Having confidence in the data and ensuring a low false-positive rate are important. We aim to be fast - sending an alarm within 36 hours. We do this on a facility-by-facility basis. For instance, we have 4,000 networks in production and receive an average of 120 alarms per week, labeled by customers. This has provided us with a wealth of experience in fault detection.

So, where is all this leading us? I've brought an old newspaper article here. It tells of math teachers who were worried when calculators were introduced, fearing they would lose their jobs. Of course, we know that didn't happen - there are still math teachers, but the teaching tools and methods have changed. Similarly, job roles are changing. For example, the role of the technical operator is changing faster than we might think, but it's not going away - it's important to emphasize this.
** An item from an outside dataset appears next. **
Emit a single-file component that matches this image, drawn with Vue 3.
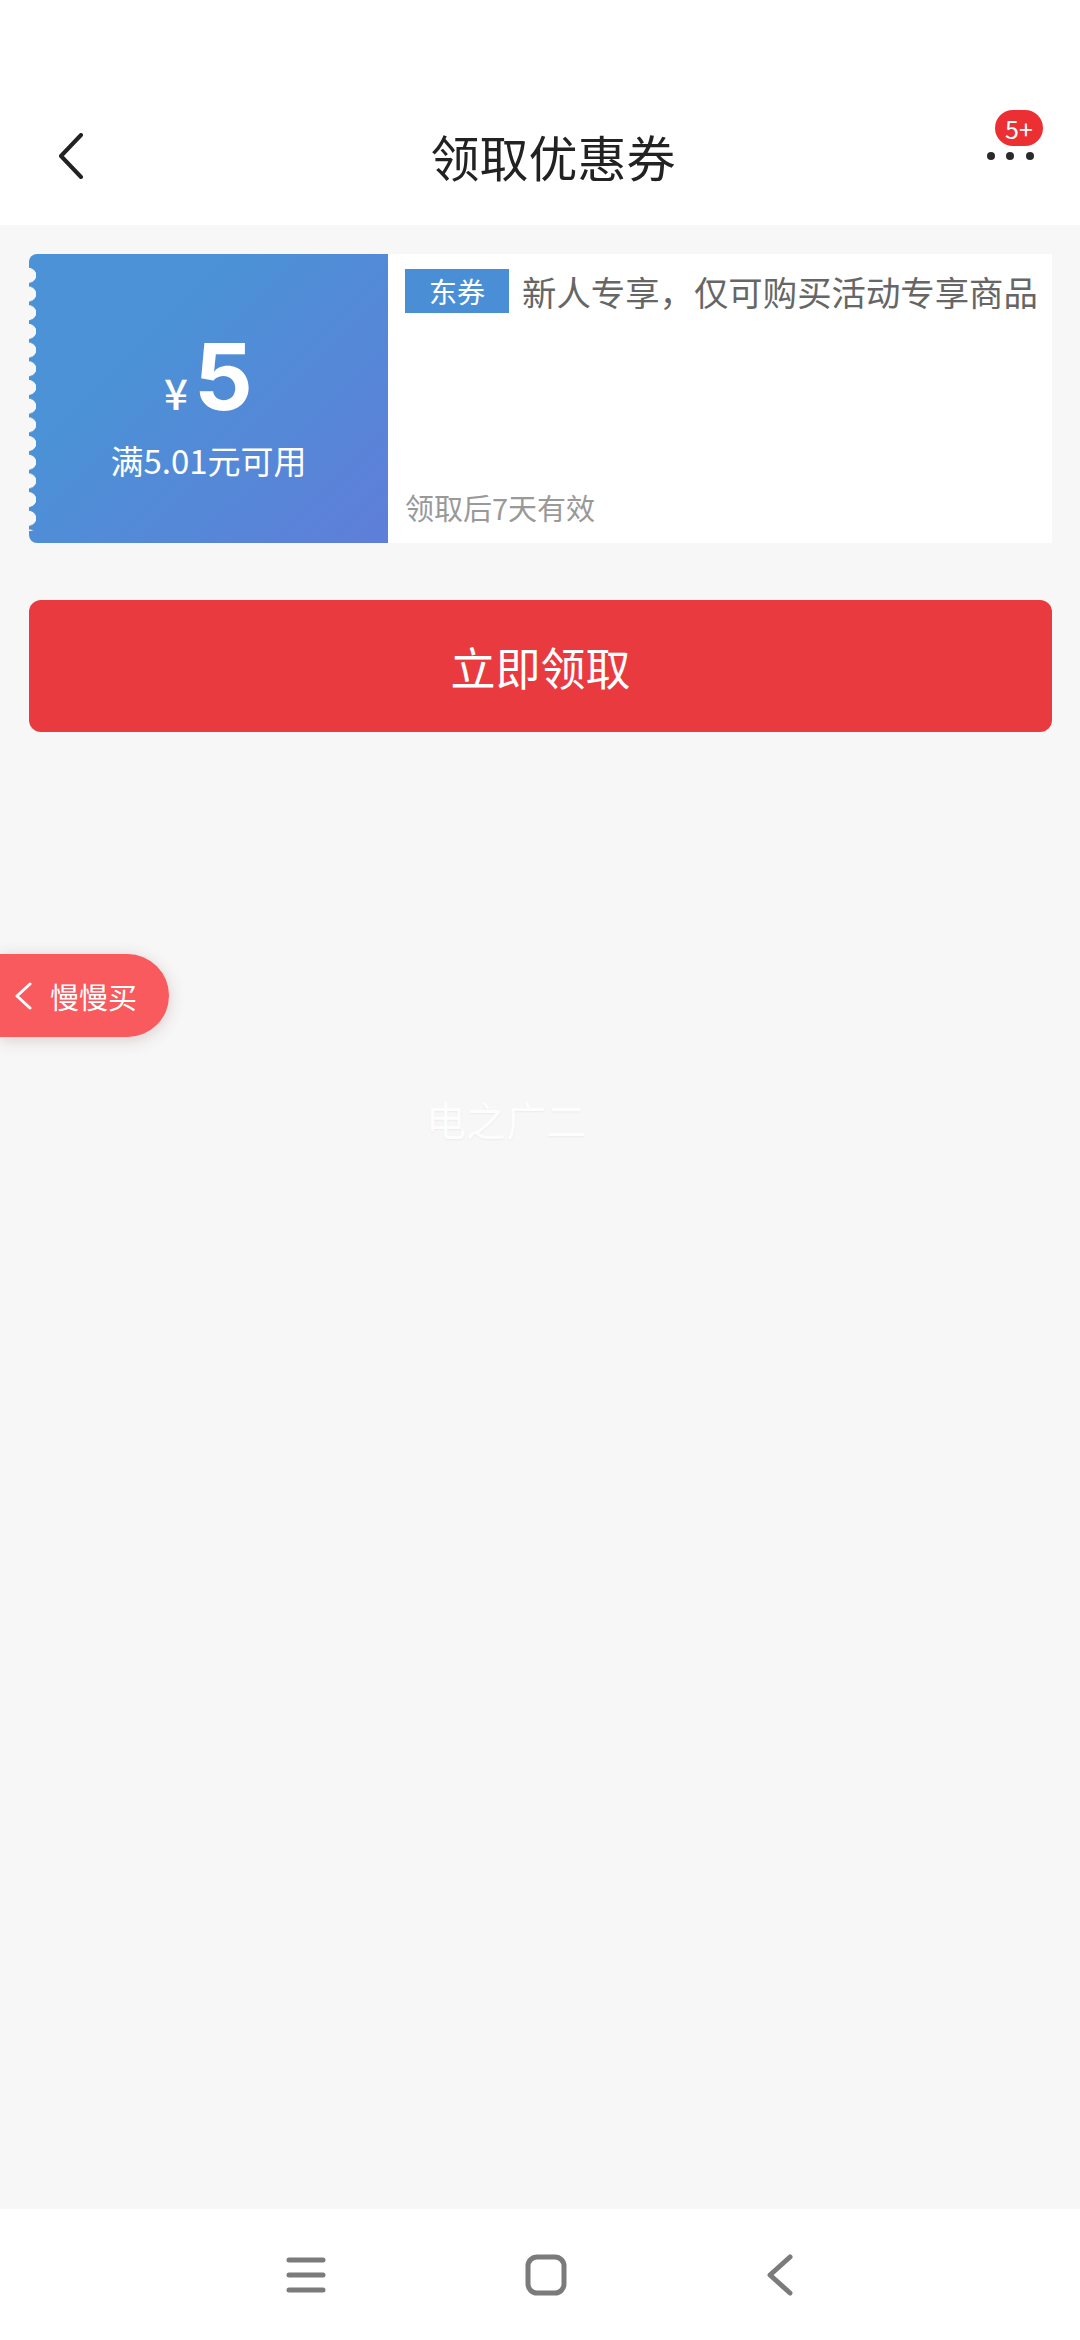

What changes do I foresee? AI-assisted operation will be a reality, with AI advising where to focus or what actions to take. At the same time, higher-level decision-making will be supported with tools that weigh whether it's worth sending a service team or not. It's essential to always have human oversight, particularly when significant costs are involved.

Another major theme is big data. We need to move away from 10-minute data intervals and move towards 60-second or even second-by-second data. There's much more information and precision in this, and it can improve the granularity of monitoring. For example, if I'm monitoring an azimuth that oscillates back and forth, I won't see anything in 10-minute intervals. But if I want to calculate the lifetime of the azimuth motor, I need to look at minute data.

In the next five years, we believe that facilities will be controlled in real-time. This means we can consider things like if a component is completely broken and the market electricity price is currently low, we can reduce output. Alternatively, if I have a good market electricity price in the evening and know I have a fault, I might reduce output in the afternoon and run at maximum when the market price and wind conditions are good.

We can deploy agents that can learn to manage these constantly changing factors like consumption and market electricity prices in real-time. These trends are also noticeable offshore, with many customers and projects already taking place. Large-scale projects that happen offshore will also occur onshore. More responsibility is falling to the operator instead of the OEM due to the large associated risks, and service agreements are becoming less comprehensive.

The automation of processes and decisions, including with AI, is already common offshore.

Thank you for your time!